Broadcaster, author and journalist dies aged 89 after career spanning six decades
Sir Ludovic Kennedy, the broadcaster, author and journalist has died aged 89.
The Times website reported today that Kennedy\'s family had told the paper he passed away yesterday at a nursing home in Salisbury.
Kennedy, who would have been 90 early next month, had been ill for some time after developing pneumonia following a fall.
Born In Edinburgh, he was educated at Eton and Christ Church college Oxford, and went on to enjoy a long career as a writer and television presenter that spanned six decades.
He became best known for writing about miscarriages of justice, and his 1961 book Ten Rillington Place, which argued that Timothy Evans should not have been executed for the murder of his baby daughter because the crime was committed by serial killer John Christie, resulted in a posthumous pardon for Evans. In 1970, the book was turned into a film starring John Hurt.

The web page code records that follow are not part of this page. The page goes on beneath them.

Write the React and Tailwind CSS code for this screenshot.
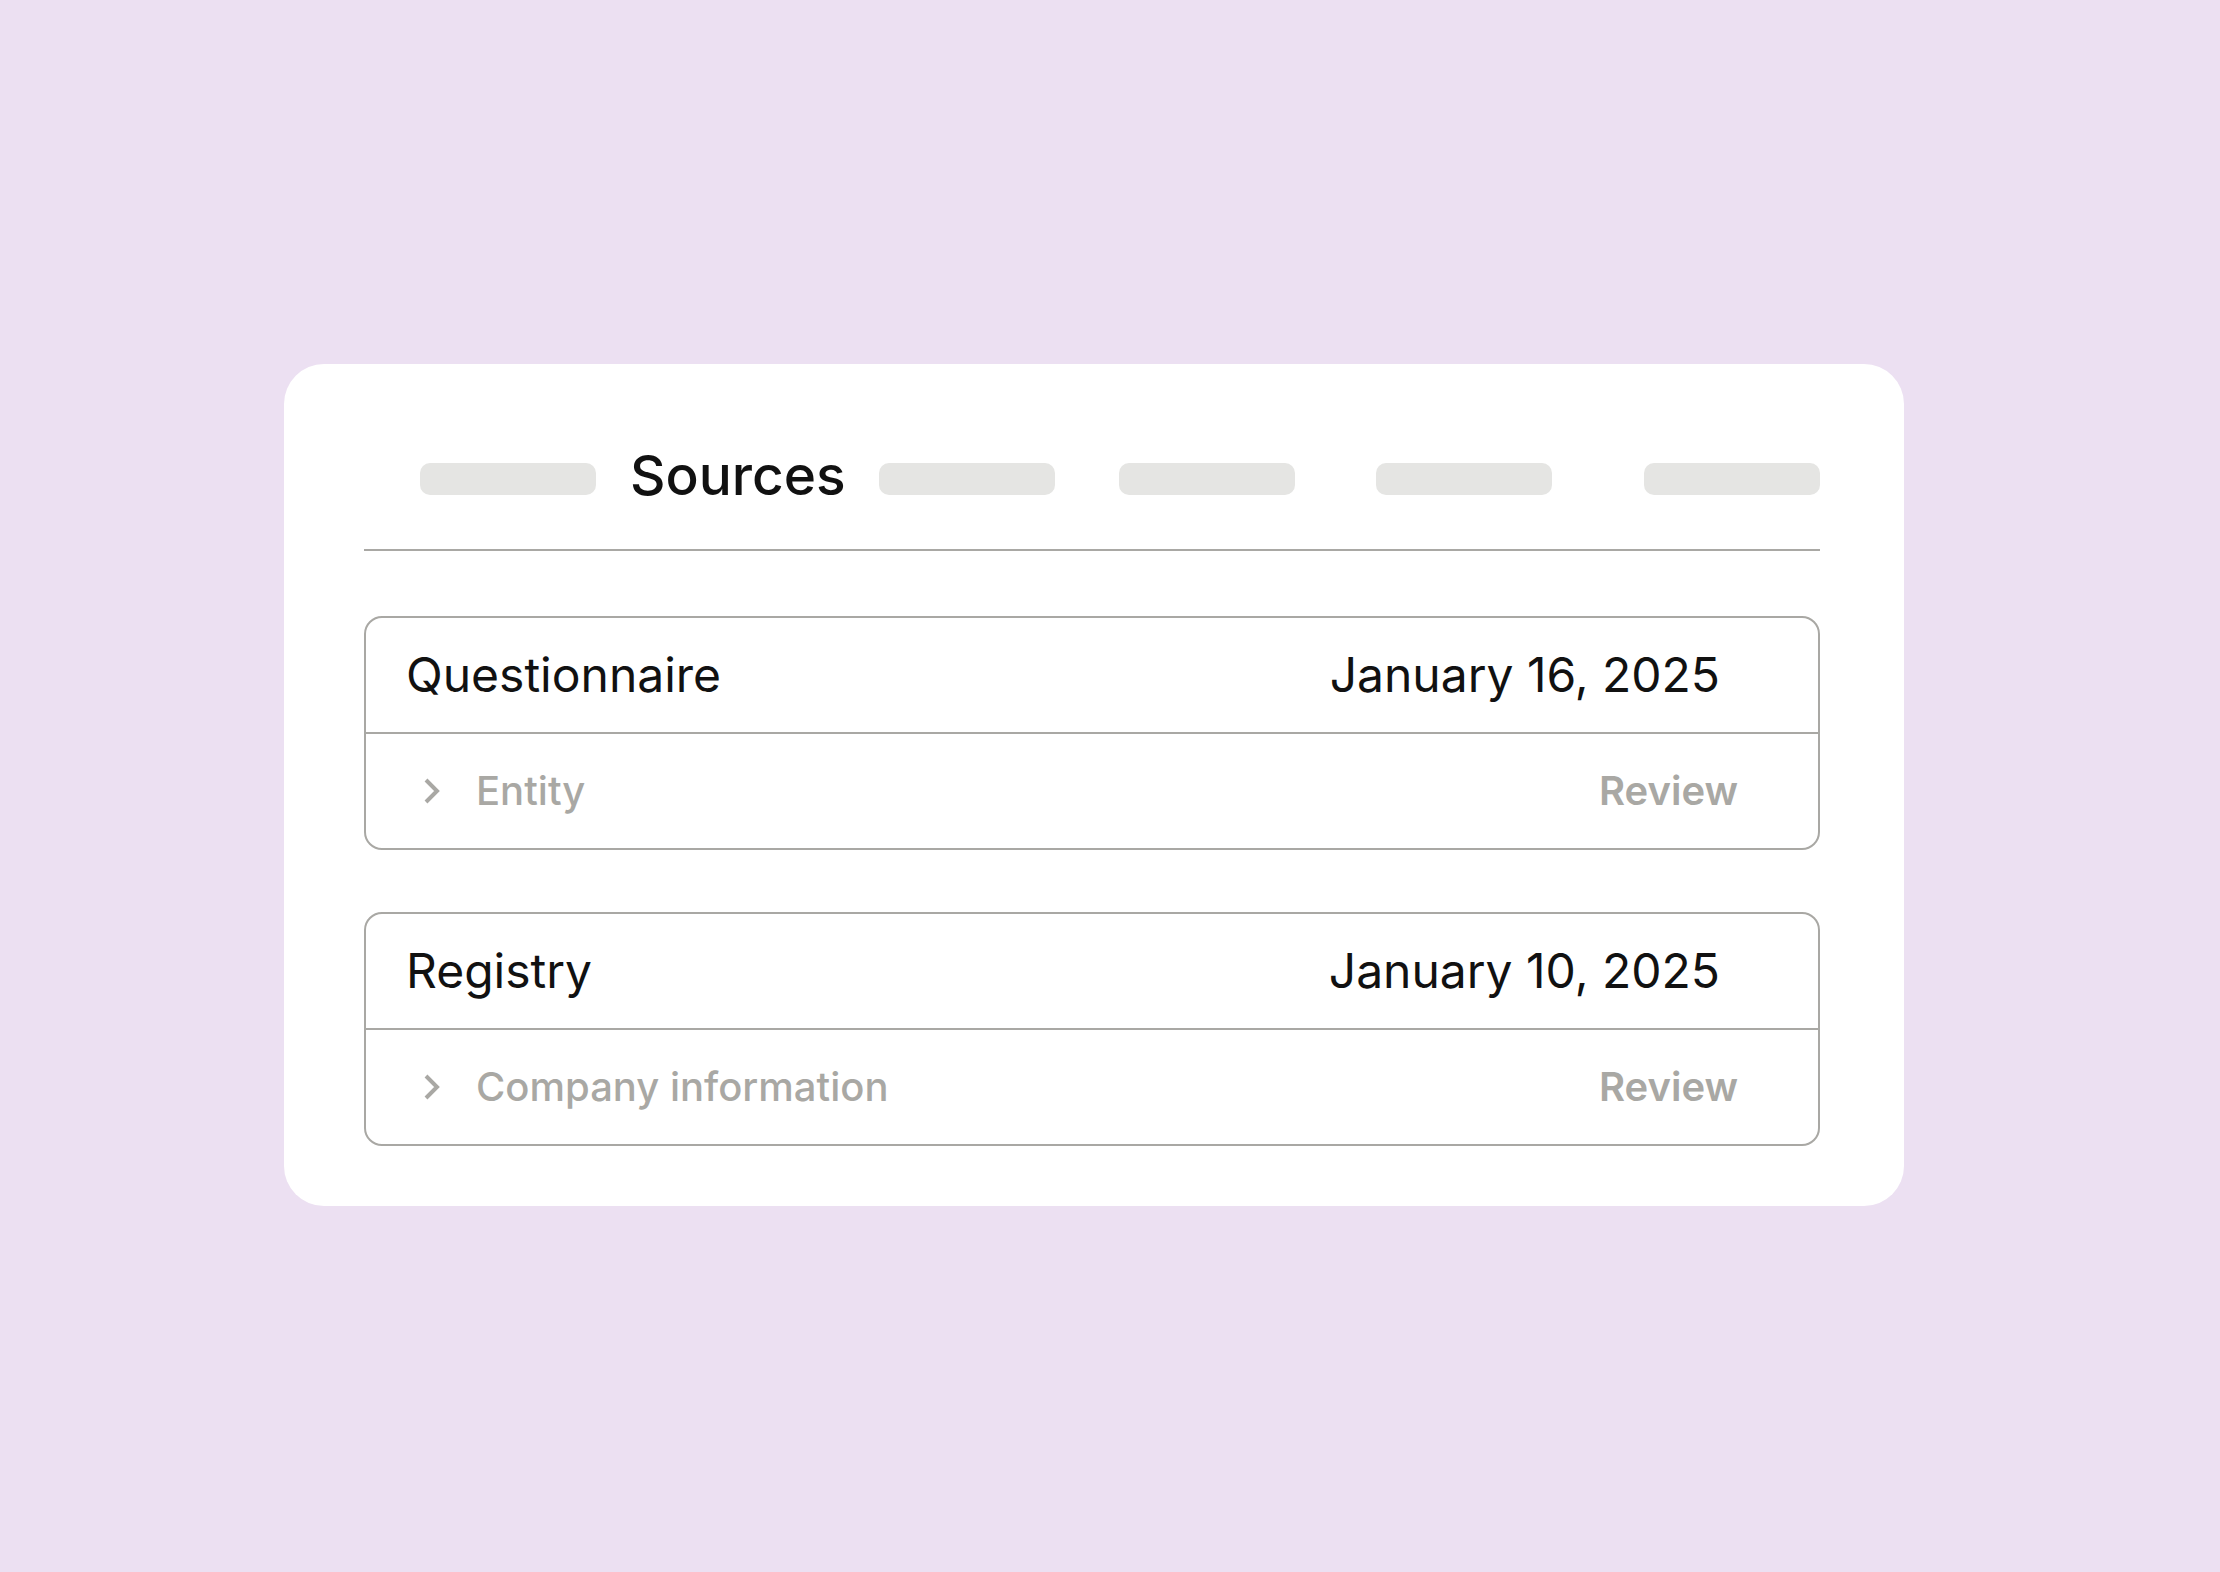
import React from "react";

function Chevron() {
  return (
    <svg width="18" height="28" viewBox="0 0 18 28" fill="none" className="shrink-0">
      <polyline points="3,3 14,14 3,25" stroke="#a9a8a4" strokeWidth="4" strokeLinecap="butt" strokeLinejoin="miter" />
    </svg>
  );
}

function Pill({ className = "" }) {
  return <div className={"h-[32px] w-[176px] shrink-0 rounded-[10px] bg-[#e5e5e3] " + className} />;
}

function SourceBox({ title, date, item, className = "" }) {
  return (
    <div className={"rounded-[18px] border-2 border-[#a9a8a4] " + className}>
      <div className="flex h-[114px] items-center pl-[40px] pr-[98px]">
        <span className="text-[48px] leading-none text-[#111111]">{title}</span>
        <span className="ml-auto text-[48px] leading-none text-[#111111]">{date}</span>
      </div>
      <div className="h-[2px] bg-[#a9a8a4]" />
      <div className="flex h-[114px] items-center pl-[57px] pr-[80px]">
        <Chevron />
        <span className="ml-[35px] text-[40px] font-medium leading-none text-[#a9a8a4]">{item}</span>
        <span className="ml-auto text-[40px] font-semibold leading-none text-[#a9a8a4]">Review</span>
      </div>
    </div>
  );
}

export default function App() {
  return (
    <div
      className="h-[1572px] w-[2220px] overflow-hidden bg-[#ece0f2] pt-[364px]"
      style={{ fontFamily: "Inter, 'Noto Sans', sans-serif" }}
    >
      <div className="ml-[284px] w-[1620px] rounded-[40px] bg-white pb-[60px] pl-[80px] pr-[84px] pt-[84px]">
        <div className="flex items-baseline">
          <Pill className="ml-[56px]" />
          <span className="ml-[34px] text-[55px] font-medium leading-none text-[#111111]">Sources</span>
          <Pill className="ml-[33px]" />
          <Pill className="ml-[64px]" />
          <Pill className="ml-[81px]" />
          <Pill className="ml-auto" />
        </div>
        <div className="mt-[46px] h-[2px] bg-[#a9a8a4]" />
        <SourceBox className="mt-[65px]" title="Questionnaire" date="January 16, 2025" item="Entity" />
        <SourceBox className="mt-[62px]" title="Registry" date="January 10, 2025" item="Company information" />
      </div>
    </div>
  );
}
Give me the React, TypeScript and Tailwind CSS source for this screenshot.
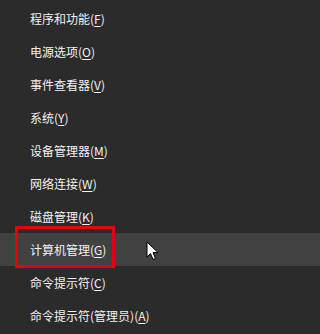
const items = [
  { label: '程序和功能', key: 'F' },
  { label: '电源选项', key: 'O' },
  { label: '事件查看器', key: 'V' },
  { label: '系统', key: 'Y' },
  { label: '设备管理器', key: 'M' },
  { label: '网络连接', key: 'W' },
  { label: '磁盘管理', key: 'K' },
  { label: '计算机管理', key: 'G', active: true },
  { label: '命令提示符', key: 'C' },
  { label: '命令提示符(管理员)', key: 'A' },
];

function Cursor() {
  return (
    <svg
      className="absolute left-[146px] top-[8px]"
      width="13"
      height="20"
      viewBox="0 0 13 20"
    >
      <path
        d="M1 1 L1 16 L4.5 12.5 L7 18.5 L9.5 17.5 L7 11.5 L12 11.5 Z"
        fill="#ffffff"
        stroke="#000000"
        strokeWidth="1"
        strokeLinejoin="round"
      />
    </svg>
  );
}

export default function App() {
  return (
    <div
      className="w-full min-w-[227px] h-screen min-h-[334px] bg-[#2b2b2b] pt-[2px] overflow-hidden"
      style={{ fontFamily: '"Noto Sans CJK SC", "Noto Sans", sans-serif' }}
    >
      {items.map((item) => (
        <div
          key={item.key}
          className={`relative h-[33px] flex items-center pl-[30px] text-[12px] text-[#f2f2f2] ${
            item.active ? 'bg-[#414141]' : ''
          }`}
        >
          <span>
            {item.label}(<span className="underline underline-offset-2">{item.key}</span>)
          </span>
          {item.active && (
            <>
              <div className="absolute left-[15px] top-[-7px] w-[100px] h-[42px] border-[3px] border-[#e60012]" />
              <Cursor />
            </>
          )}
        </div>
      ))}
    </div>
  );
}
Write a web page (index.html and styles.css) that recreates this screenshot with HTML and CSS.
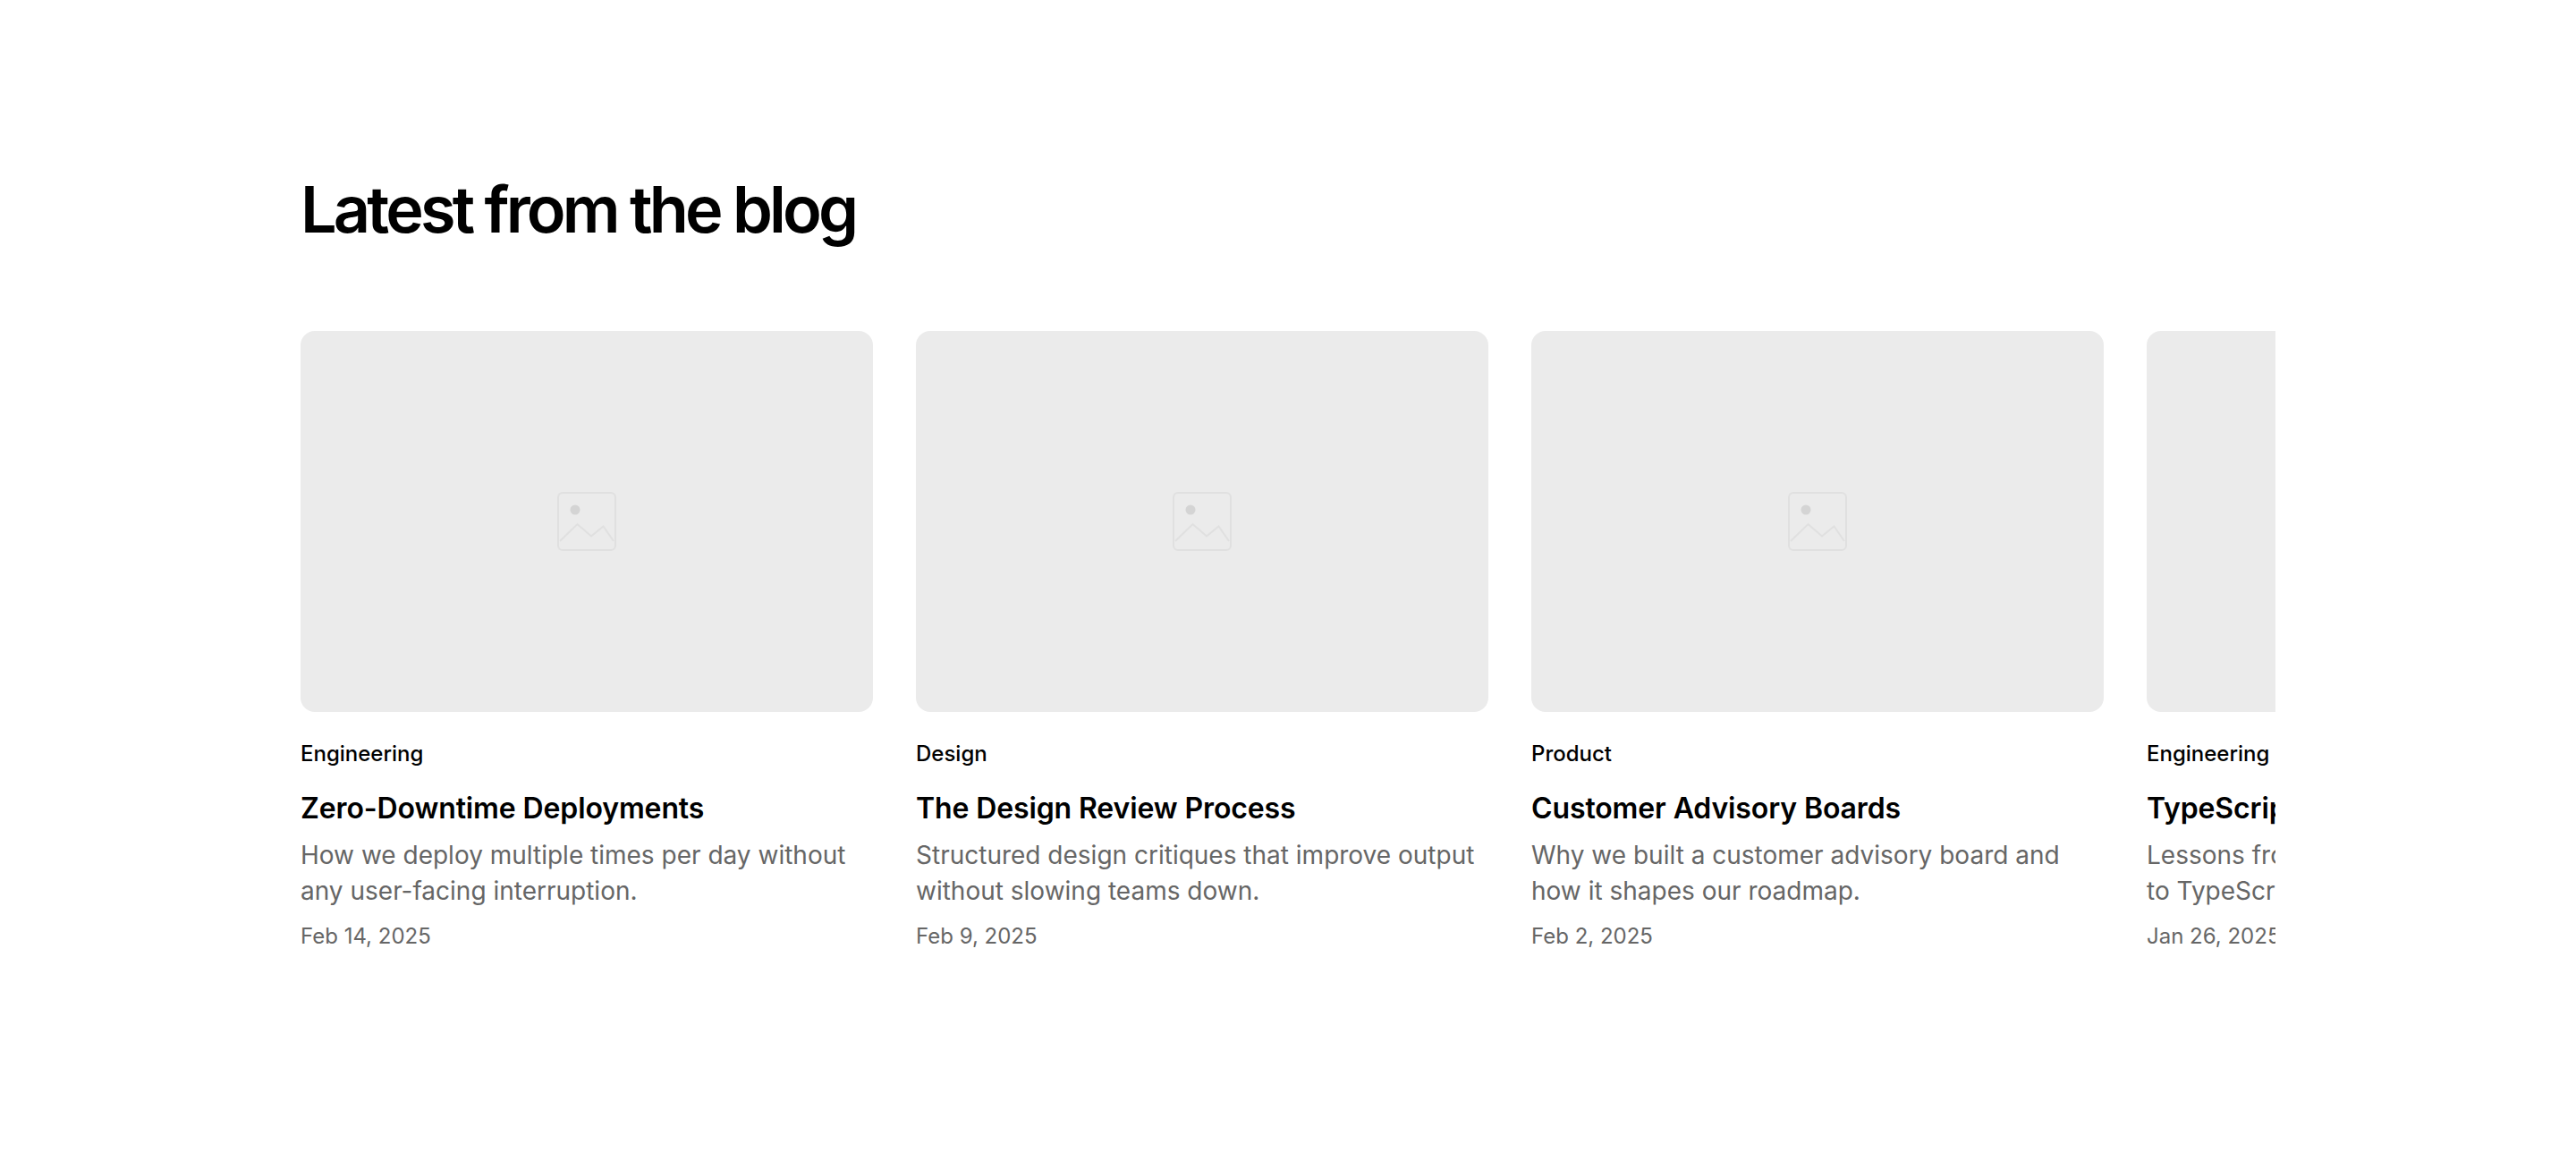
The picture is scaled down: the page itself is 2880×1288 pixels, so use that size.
FILE: index.html
```html
<!DOCTYPE html>
<html lang="en">
<head>
  <meta charset="UTF-8">
  <title>Latest from the blog</title>
  <link rel="stylesheet" href="styles.css">
</head>
<body>
  <section class="blog">
    <h1>Latest from the blog</h1>
    <div class="track">
      <article class="card">
        <div class="thumb">
          <svg class="thumb-icon" viewBox="0 0 66 66"><rect class="frame" x="1" y="1" width="64" height="64" rx="5"/><circle class="sun" cx="20" cy="20" r="5.5"/><polyline class="hills" points="3,55 22.5,36 38,49.5 51.5,38.5 63,55"/></svg>
        </div>
        <div class="tag">Engineering</div>
        <h2>Zero-Downtime Deployments</h2>
        <p>How we deploy multiple times per day without any user-facing interruption.</p>
        <div class="date">Feb 14, 2025</div>
      </article>
      <article class="card">
        <div class="thumb">
          <svg class="thumb-icon" viewBox="0 0 66 66"><rect class="frame" x="1" y="1" width="64" height="64" rx="5"/><circle class="sun" cx="20" cy="20" r="5.5"/><polyline class="hills" points="3,55 22.5,36 38,49.5 51.5,38.5 63,55"/></svg>
        </div>
        <div class="tag">Design</div>
        <h2>The Design Review Process</h2>
        <p>Structured design critiques that improve output without slowing teams down.</p>
        <div class="date">Feb 9, 2025</div>
      </article>
      <article class="card">
        <div class="thumb">
          <svg class="thumb-icon" viewBox="0 0 66 66"><rect class="frame" x="1" y="1" width="64" height="64" rx="5"/><circle class="sun" cx="20" cy="20" r="5.5"/><polyline class="hills" points="3,55 22.5,36 38,49.5 51.5,38.5 63,55"/></svg>
        </div>
        <div class="tag">Product</div>
        <h2>Customer Advisory Boards</h2>
        <p>Why we built a customer advisory board and how it shapes our roadmap.</p>
        <div class="date">Feb 2, 2025</div>
      </article>
      <article class="card">
        <div class="thumb">
          <svg class="thumb-icon" viewBox="0 0 66 66"><rect class="frame" x="1" y="1" width="64" height="64" rx="5"/><circle class="sun" cx="20" cy="20" r="5.5"/><polyline class="hills" points="3,55 22.5,36 38,49.5 51.5,38.5 63,55"/></svg>
        </div>
        <div class="tag">Engineering</div>
        <h2>TypeScript at Scale</h2>
        <p>Lessons from migrating a million-line codebase to TypeScript.</p>
        <div class="date">Jan 26, 2025</div>
      </article>
    </div>
  </section>
</body>
</html>
```

FILE: styles.css
```css
* { box-sizing: border-box; }
body {
  margin: 0;
  background: #fff;
  color: #000;
  font-family: Inter, sans-serif;
}
.blog {
  width: 2208px;
  margin: 0 auto;
  padding: 192px 0 0;
}
h1 {
  margin: 0 0 94px;
  font-size: 72px;
  line-height: 84px;
  font-weight: 600;
  letter-spacing: -3.85px;
}
.track {
  display: flex;
  gap: 48px;
  overflow: hidden;
}
.card {
  flex: 0 0 640px;
}
.thumb {
  display: flex;
  align-items: center;
  justify-content: center;
  height: 426px;
  margin-bottom: 31px;
  background: #ebebeb;
  border-radius: 16px;
}
.thumb-icon {
  width: 66px;
  height: 66px;
}
.frame, .hills {
  fill: none;
  stroke: #e0e0e0;
  stroke-width: 2;
}
.sun { fill: #d4d4d4; }
.tag {
  margin-bottom: 25px;
  font-size: 24px;
  line-height: 32px;
  font-weight: 500;
}
h2 {
  margin: 0 0 12px;
  font-size: 32px;
  line-height: 40px;
  font-weight: 600;
  letter-spacing: -0.12px;
}
p {
  margin: 0 0 15px;
  font-size: 28px;
  line-height: 40px;
  color: #666;
}
.date {
  font-size: 24px;
  line-height: 32px;
  color: #666;
}
```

Kennedy was best known to TV audiences as an ITN news reader and, later, a prominent Panorama presenter.
He was a leading liberal, serving as President of the National League of Young Liberals for two years from 1959 and later standing, unsuccessfully, as a parliamentary candidate for the Liberal Party.
Kennedy wrote more than a dozen books and numerous television films, including many about the second world war.
He was also a passionate advocate of assisted dying in his later years, and stood for parliament a second time in the 2001 General Election as an independent on a pro- euthanasia ticket.
His wife, Moira, with whom he had four children, died in 2006 aged 80.